GIVEN REQUEST
Without the pictures, set down every line of the data exactly.

DATA PROVIDED
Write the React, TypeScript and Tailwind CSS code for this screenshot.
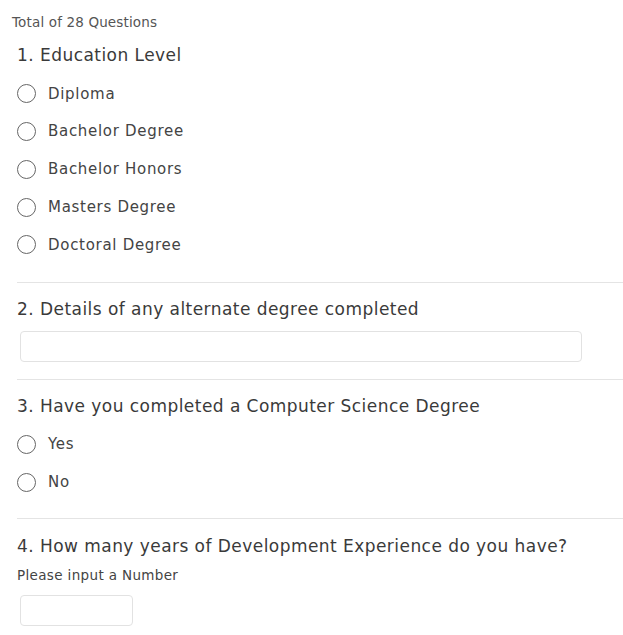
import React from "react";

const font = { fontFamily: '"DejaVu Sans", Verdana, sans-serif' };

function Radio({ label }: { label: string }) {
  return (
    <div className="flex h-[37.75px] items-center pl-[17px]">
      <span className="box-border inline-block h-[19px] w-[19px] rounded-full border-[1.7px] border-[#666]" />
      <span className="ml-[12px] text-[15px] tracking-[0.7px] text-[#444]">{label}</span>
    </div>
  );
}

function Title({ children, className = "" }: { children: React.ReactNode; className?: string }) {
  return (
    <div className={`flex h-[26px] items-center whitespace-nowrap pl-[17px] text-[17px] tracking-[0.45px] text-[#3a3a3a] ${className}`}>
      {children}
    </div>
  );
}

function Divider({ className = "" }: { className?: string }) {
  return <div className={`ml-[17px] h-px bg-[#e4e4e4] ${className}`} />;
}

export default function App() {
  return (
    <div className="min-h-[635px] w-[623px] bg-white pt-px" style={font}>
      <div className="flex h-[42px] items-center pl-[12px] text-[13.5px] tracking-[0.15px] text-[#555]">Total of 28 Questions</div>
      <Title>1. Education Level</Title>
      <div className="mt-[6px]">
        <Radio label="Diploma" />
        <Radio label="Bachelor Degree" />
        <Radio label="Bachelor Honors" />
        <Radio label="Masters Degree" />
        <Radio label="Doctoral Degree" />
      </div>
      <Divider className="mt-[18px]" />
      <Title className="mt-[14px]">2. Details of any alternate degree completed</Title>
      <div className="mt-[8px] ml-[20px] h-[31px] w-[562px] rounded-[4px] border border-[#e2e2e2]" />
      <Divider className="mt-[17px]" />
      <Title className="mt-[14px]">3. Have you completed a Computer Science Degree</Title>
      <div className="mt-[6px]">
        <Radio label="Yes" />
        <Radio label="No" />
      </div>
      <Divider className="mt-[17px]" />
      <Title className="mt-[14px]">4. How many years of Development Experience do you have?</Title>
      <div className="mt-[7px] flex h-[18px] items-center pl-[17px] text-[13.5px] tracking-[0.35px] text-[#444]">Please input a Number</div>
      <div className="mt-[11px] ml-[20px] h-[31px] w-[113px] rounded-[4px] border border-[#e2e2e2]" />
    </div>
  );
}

EXERCISE SOLUTION
Write the React, TypeScript and Tailwind CSS code for this screenshot.
import React from "react";

const font = { fontFamily: '"DejaVu Sans", Verdana, sans-serif' };

function Radio({ label }: { label: string }) {
  return (
    <div className="flex h-[37.75px] items-center pl-[17px]">
      <span className="box-border inline-block h-[19px] w-[19px] rounded-full border-[1.7px] border-[#666]" />
      <span className="ml-[12px] text-[15px] tracking-[0.7px] text-[#444]">{label}</span>
    </div>
  );
}

function Title({ children, className = "" }: { children: React.ReactNode; className?: string }) {
  return (
    <div className={`flex h-[26px] items-center whitespace-nowrap pl-[17px] text-[17px] tracking-[0.45px] text-[#3a3a3a] ${className}`}>
      {children}
    </div>
  );
}

function Divider({ className = "" }: { className?: string }) {
  return <div className={`ml-[17px] h-px bg-[#e4e4e4] ${className}`} />;
}

export default function App() {
  return (
    <div className="min-h-[635px] w-[623px] bg-white pt-px" style={font}>
      <div className="flex h-[42px] items-center pl-[12px] text-[13.5px] tracking-[0.15px] text-[#555]">Total of 28 Questions</div>
      <Title>1. Education Level</Title>
      <div className="mt-[6px]">
        <Radio label="Diploma" />
        <Radio label="Bachelor Degree" />
        <Radio label="Bachelor Honors" />
        <Radio label="Masters Degree" />
        <Radio label="Doctoral Degree" />
      </div>
      <Divider className="mt-[18px]" />
      <Title className="mt-[14px]">2. Details of any alternate degree completed</Title>
      <div className="mt-[8px] ml-[20px] h-[31px] w-[562px] rounded-[4px] border border-[#e2e2e2]" />
      <Divider className="mt-[17px]" />
      <Title className="mt-[14px]">3. Have you completed a Computer Science Degree</Title>
      <div className="mt-[6px]">
        <Radio label="Yes" />
        <Radio label="No" />
      </div>
      <Divider className="mt-[17px]" />
      <Title className="mt-[14px]">4. How many years of Development Experience do you have?</Title>
      <div className="mt-[7px] flex h-[18px] items-center pl-[17px] text-[13.5px] tracking-[0.35px] text-[#444]">Please input a Number</div>
      <div className="mt-[11px] ml-[20px] h-[31px] w-[113px] rounded-[4px] border border-[#e2e2e2]" />
    </div>
  );
}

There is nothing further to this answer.